I am guessing you are one of three sorts of writer.
Does this sound like you?
You have hundreds of ideas. You have dozens of opening sentences. You have lots and lots of half-stories. You have a few stories that have even reached what you once hoped was the end, but which turned out merely to have finished without having ever been completed.
What you need, you say, is discipline.
I’ll call you the Starter.
Or is this you?
You have a project – it is the thing that made you want to write in the first place. It is your story (not necessarily your life story, although it might be). You need to tell this story, and so you began quite a few years ago; and ever since – with brief holidays, or on brief courses – you have been engaged upon trying to write this damn thing whilst also trying to learn how to write this damn thing whilst also (you now admit) trying to learn how to write.

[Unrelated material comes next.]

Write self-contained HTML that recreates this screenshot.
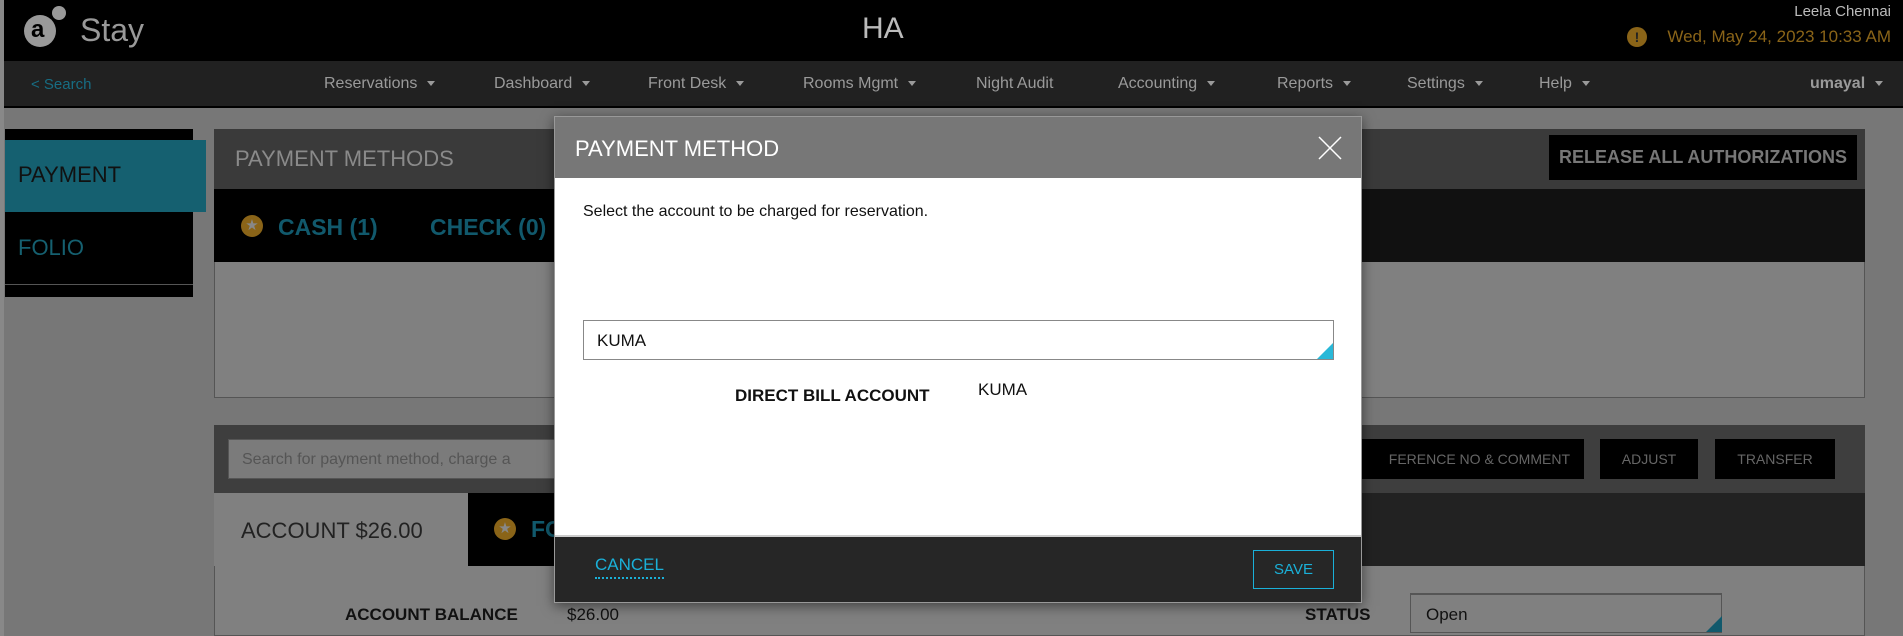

What you need, you say, is an editor.
I’ll call you the Middler.
Or is this you?
You have novels that are completed, several of them. You have written them sincerely, start to finish, with moments of enthusiasm and breakthrough and weeks of doggedness and calculation, but they haven’t done anything for you. Their readers, these novels, have been polite, have praised this bit or that bit, but no-one has ever taken you and lifted you out of your unwanted, unpublished life and into the glory of authorship.
What you need, you say, is a publisher.
I’ll call you the Ender.
In themselves Starting, Middling and Ending are all good and necessary things to do.

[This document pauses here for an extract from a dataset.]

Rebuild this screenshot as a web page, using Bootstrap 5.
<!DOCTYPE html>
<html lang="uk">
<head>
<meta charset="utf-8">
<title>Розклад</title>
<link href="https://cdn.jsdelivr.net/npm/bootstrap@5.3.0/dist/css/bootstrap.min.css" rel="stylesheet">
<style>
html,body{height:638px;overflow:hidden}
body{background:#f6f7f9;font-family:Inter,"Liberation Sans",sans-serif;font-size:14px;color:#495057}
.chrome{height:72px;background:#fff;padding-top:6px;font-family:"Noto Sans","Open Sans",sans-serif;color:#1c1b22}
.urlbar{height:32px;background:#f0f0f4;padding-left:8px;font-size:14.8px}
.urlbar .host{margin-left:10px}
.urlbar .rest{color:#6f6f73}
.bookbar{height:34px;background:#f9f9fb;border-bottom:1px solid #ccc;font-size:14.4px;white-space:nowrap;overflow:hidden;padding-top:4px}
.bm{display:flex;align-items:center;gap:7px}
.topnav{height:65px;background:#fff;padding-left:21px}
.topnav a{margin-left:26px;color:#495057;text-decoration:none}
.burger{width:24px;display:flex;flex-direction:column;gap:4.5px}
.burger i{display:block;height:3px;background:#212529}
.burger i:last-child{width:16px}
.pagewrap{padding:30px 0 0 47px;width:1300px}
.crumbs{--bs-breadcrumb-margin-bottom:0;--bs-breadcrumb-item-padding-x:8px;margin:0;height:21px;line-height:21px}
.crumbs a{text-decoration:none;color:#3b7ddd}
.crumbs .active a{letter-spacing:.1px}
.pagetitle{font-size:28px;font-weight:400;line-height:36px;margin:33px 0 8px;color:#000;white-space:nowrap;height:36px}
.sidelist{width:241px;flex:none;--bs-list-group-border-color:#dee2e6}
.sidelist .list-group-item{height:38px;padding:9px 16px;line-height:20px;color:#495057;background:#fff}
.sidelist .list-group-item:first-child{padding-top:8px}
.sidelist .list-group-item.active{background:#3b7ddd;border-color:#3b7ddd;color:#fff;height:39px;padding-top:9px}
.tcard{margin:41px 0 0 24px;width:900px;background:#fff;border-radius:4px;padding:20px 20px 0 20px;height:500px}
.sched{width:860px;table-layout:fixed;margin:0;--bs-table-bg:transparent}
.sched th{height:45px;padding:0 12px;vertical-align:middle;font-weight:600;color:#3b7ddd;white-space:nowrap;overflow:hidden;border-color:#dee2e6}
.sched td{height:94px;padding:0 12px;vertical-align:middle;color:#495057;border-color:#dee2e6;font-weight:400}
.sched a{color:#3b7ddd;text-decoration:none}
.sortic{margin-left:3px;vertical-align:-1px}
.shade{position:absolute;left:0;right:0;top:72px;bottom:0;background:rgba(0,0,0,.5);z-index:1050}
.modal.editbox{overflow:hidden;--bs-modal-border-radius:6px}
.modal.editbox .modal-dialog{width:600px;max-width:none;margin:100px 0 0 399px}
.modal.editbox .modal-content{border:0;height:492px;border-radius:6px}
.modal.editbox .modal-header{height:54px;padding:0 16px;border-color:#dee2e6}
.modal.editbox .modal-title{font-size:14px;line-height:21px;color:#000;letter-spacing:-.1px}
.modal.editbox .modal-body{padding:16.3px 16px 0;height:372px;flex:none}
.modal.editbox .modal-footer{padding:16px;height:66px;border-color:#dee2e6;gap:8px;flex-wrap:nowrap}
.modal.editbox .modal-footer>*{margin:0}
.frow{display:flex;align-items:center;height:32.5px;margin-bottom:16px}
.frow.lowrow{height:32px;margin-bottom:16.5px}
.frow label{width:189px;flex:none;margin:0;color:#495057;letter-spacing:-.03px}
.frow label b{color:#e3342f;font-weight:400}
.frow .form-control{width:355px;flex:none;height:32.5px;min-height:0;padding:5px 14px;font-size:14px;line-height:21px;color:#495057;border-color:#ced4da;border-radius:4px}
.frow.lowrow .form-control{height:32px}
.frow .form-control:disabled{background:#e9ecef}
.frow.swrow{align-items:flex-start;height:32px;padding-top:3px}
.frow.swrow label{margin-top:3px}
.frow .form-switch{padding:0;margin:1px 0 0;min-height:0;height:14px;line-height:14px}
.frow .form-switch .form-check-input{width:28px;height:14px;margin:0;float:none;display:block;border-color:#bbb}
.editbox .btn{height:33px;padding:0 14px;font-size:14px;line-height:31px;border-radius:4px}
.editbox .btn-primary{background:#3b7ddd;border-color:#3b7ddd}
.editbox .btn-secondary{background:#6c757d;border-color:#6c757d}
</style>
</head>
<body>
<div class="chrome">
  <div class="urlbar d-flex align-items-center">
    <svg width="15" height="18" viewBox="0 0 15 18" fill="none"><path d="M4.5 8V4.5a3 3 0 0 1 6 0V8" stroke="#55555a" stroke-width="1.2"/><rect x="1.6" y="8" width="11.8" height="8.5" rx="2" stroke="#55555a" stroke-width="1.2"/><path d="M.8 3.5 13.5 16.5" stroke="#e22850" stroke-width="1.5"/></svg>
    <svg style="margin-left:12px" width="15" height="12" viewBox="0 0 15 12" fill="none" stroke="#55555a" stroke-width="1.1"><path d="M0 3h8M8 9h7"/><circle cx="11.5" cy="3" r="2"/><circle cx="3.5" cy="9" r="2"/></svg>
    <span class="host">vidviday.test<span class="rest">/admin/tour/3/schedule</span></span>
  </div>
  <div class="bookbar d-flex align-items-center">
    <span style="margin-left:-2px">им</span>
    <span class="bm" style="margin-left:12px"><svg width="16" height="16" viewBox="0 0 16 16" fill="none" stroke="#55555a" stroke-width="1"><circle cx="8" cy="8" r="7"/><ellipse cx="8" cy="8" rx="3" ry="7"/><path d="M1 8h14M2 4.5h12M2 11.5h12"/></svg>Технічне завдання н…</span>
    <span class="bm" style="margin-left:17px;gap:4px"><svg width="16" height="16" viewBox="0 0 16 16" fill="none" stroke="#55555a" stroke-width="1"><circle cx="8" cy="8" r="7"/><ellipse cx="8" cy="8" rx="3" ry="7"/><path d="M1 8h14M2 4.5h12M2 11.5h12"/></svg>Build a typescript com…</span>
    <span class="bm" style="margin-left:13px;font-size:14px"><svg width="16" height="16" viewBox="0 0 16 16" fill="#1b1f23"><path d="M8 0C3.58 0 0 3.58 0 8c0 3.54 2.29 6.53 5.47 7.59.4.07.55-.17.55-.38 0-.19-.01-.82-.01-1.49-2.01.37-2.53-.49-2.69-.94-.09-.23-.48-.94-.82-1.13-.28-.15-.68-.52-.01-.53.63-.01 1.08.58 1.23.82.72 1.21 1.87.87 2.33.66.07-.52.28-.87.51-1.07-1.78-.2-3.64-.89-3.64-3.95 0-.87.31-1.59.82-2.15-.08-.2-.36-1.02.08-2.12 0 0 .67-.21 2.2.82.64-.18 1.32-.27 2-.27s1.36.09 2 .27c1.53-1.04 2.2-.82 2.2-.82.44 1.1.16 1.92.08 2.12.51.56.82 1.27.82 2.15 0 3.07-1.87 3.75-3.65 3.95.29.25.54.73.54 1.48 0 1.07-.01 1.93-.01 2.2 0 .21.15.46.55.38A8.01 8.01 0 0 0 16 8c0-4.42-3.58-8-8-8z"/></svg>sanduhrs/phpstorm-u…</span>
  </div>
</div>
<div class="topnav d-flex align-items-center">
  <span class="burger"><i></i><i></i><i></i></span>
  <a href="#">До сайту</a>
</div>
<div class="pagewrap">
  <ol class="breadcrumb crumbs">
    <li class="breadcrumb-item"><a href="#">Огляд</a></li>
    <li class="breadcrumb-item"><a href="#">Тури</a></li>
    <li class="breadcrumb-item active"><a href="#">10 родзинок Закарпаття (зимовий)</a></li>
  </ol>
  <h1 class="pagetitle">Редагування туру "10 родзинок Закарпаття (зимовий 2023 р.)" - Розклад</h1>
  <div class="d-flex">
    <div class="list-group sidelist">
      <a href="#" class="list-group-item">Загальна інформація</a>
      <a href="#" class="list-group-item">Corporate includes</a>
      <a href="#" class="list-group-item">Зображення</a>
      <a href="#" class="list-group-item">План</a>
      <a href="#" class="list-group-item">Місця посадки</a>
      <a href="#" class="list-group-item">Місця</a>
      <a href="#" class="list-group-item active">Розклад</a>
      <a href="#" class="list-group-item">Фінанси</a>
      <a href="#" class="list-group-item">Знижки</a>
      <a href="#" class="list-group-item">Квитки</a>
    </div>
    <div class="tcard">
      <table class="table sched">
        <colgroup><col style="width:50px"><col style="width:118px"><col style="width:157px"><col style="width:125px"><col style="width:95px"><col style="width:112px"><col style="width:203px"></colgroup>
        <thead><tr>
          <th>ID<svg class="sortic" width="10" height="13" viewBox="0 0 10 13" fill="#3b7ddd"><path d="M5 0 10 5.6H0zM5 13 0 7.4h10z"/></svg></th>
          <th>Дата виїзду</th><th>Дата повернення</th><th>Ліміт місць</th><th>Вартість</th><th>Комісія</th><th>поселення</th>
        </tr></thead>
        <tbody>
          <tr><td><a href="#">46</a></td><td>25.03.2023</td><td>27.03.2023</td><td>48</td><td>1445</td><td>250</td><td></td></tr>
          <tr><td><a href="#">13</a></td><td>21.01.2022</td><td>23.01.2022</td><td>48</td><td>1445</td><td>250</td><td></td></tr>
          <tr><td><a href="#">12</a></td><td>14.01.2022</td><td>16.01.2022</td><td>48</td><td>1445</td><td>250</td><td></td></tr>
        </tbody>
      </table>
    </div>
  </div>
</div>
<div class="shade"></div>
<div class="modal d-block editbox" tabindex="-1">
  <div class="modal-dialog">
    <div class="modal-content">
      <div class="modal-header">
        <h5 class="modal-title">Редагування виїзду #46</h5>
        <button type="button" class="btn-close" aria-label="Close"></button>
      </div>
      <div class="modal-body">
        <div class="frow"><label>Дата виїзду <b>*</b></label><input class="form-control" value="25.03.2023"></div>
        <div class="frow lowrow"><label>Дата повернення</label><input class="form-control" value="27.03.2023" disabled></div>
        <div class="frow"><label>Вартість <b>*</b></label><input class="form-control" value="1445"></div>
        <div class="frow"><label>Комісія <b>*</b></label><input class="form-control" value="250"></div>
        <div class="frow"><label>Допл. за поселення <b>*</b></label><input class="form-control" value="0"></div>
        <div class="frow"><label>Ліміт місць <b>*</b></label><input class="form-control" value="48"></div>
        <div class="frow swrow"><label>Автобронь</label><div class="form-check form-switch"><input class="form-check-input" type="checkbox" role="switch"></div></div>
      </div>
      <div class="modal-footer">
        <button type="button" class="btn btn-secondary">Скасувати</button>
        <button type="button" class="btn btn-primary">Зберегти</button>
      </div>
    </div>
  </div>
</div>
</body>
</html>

Without the ideas and enthusiasm of the Starter, there aren’t any stories.
If there’s no deeper commitment, such as that of the Middler to their book, then there are only empty deadlines and novels that are really journalism.
And the Ender has the greatest of all a novelist’s possible virtues, stubbornness.

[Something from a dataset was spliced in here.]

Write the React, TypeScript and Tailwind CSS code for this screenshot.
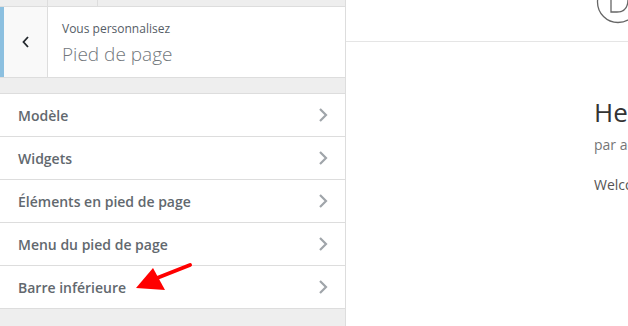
import React from "react";

const Chevron = () => (
  <svg width="10" height="16" viewBox="0 0 10 16" className="shrink-0">
    <path d="M2 2 L8 8 L2 14" fill="none" stroke="#a0a5aa" strokeWidth="2.2" />
  </svg>
);

const items = [
  "Modèle",
  "Widgets",
  "Éléments en pied de page",
  "Menu du pied de page",
  "Barre inférieure",
];

export default function App() {
  return (
    <div
      className="relative flex h-[326px] w-[628px] overflow-hidden bg-white"
      style={{ fontFamily: '"Open Sans", "Noto Sans", sans-serif' }}
    >
      {/* Sidebar */}
      <div className="flex w-[346px] shrink-0 flex-col border-r border-[#dddddd] bg-[#eeeeee]">
        <div className="flex h-[7px] border-b border-[#dddddd]">
          <div className="w-[48px] border-r border-[#dddddd]" />
          <div className="w-[50px] border-r border-[#dddddd]" />
        </div>
        <div className="flex h-[71px] border-b border-[#dddddd] bg-white">
          <div className="flex w-[48px] items-center justify-center border-l-4 border-r border-l-[#8cc0e0] border-r-[#dddddd] bg-[#f9f9f9]">
            <svg width="10" height="14" viewBox="0 0 10 14">
              <path d="M7 2 L2.5 7 L7 12" fill="none" stroke="#23282d" strokeWidth="1.8" />
            </svg>
          </div>
          <div className="flex flex-col justify-center pl-[14px] pt-[3px]">
            <div className="text-[12px] leading-[16px] text-[#555d66]">Vous personnalisez</div>
            <div className="mt-[4px] text-[19px] font-light leading-[26px] text-[#72777c]">Pied de page</div>
          </div>
        </div>
        <div className="h-[16px] border-b border-[#dddddd]" />
        <div className="flex flex-col bg-white">
          {items.map((t) => (
            <div
              key={t}
              className="flex h-[43px] items-center justify-between border-b border-[#dddddd] pl-[18px] pr-[17px]"
            >
              <span className="text-[14px] font-semibold text-[#62686e]">{t}</span>
              <Chevron />
            </div>
          ))}
        </div>
        <div className="flex-1" />
      </div>

      {/* Preview */}
      <div className="relative flex flex-1 flex-col bg-white">
        <div className="h-[42px] border-b border-[#e5e5e5]" />
        <div className="pl-[248px] pt-[54px]">
          <div className="whitespace-nowrap text-[26px] leading-[32px] text-[#333333]">Hello</div>
          <div className="mt-[8px] whitespace-nowrap text-[14px] leading-[18px] text-[#767676]">par admin</div>
          <div className="mt-[22px] whitespace-nowrap text-[14px] leading-[18px] text-[#555555]">Welcome</div>
        </div>
        <svg className="absolute left-[250px] top-[-20px]" width="44" height="44" viewBox="0 0 44 44">
          <circle cx="22" cy="22" r="20.5" fill="none" stroke="#666" strokeWidth="1.3" />
          <path d="M15 6 L15 32 L21 32 Q32 32 32 19 Q32 6 21 6 Z" fill="none" stroke="#666" strokeWidth="1.3" />
        </svg>
      </div>

      {/* Red arrow */}
      <svg className="absolute left-0 top-0" width="628" height="326" viewBox="0 0 628 326">
        <line x1="190" y1="265" x2="152" y2="280" stroke="#ff0000" strokeWidth="4" strokeLinecap="round" />
        <polygon points="136,288 153,268 165,290" fill="#ff0000" />
      </svg>
    </div>
  );
}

The truth is, you have probably, at one time, been both a Starter and a Middler. Enders are rarer, because not everyone is able to free themselves enough time to complete a novel. The father is pushing a buggy toward the sandpit. The cab driver is picking up her fares. Life constantly happens and art is constantly deferred.
If I were to choose any of these types as the one most likely to develop into a short story writer, I would choose the Starter.
If I were to choose one as a future writer of non-fiction, it would be the Middler.
And for a future writer of novels, it would be the Ender.
It is almost certain that what they lack (or you, if you are one of them) is a clear understanding of what makes a story, and an even clearer understanding of what doesn’t make a story.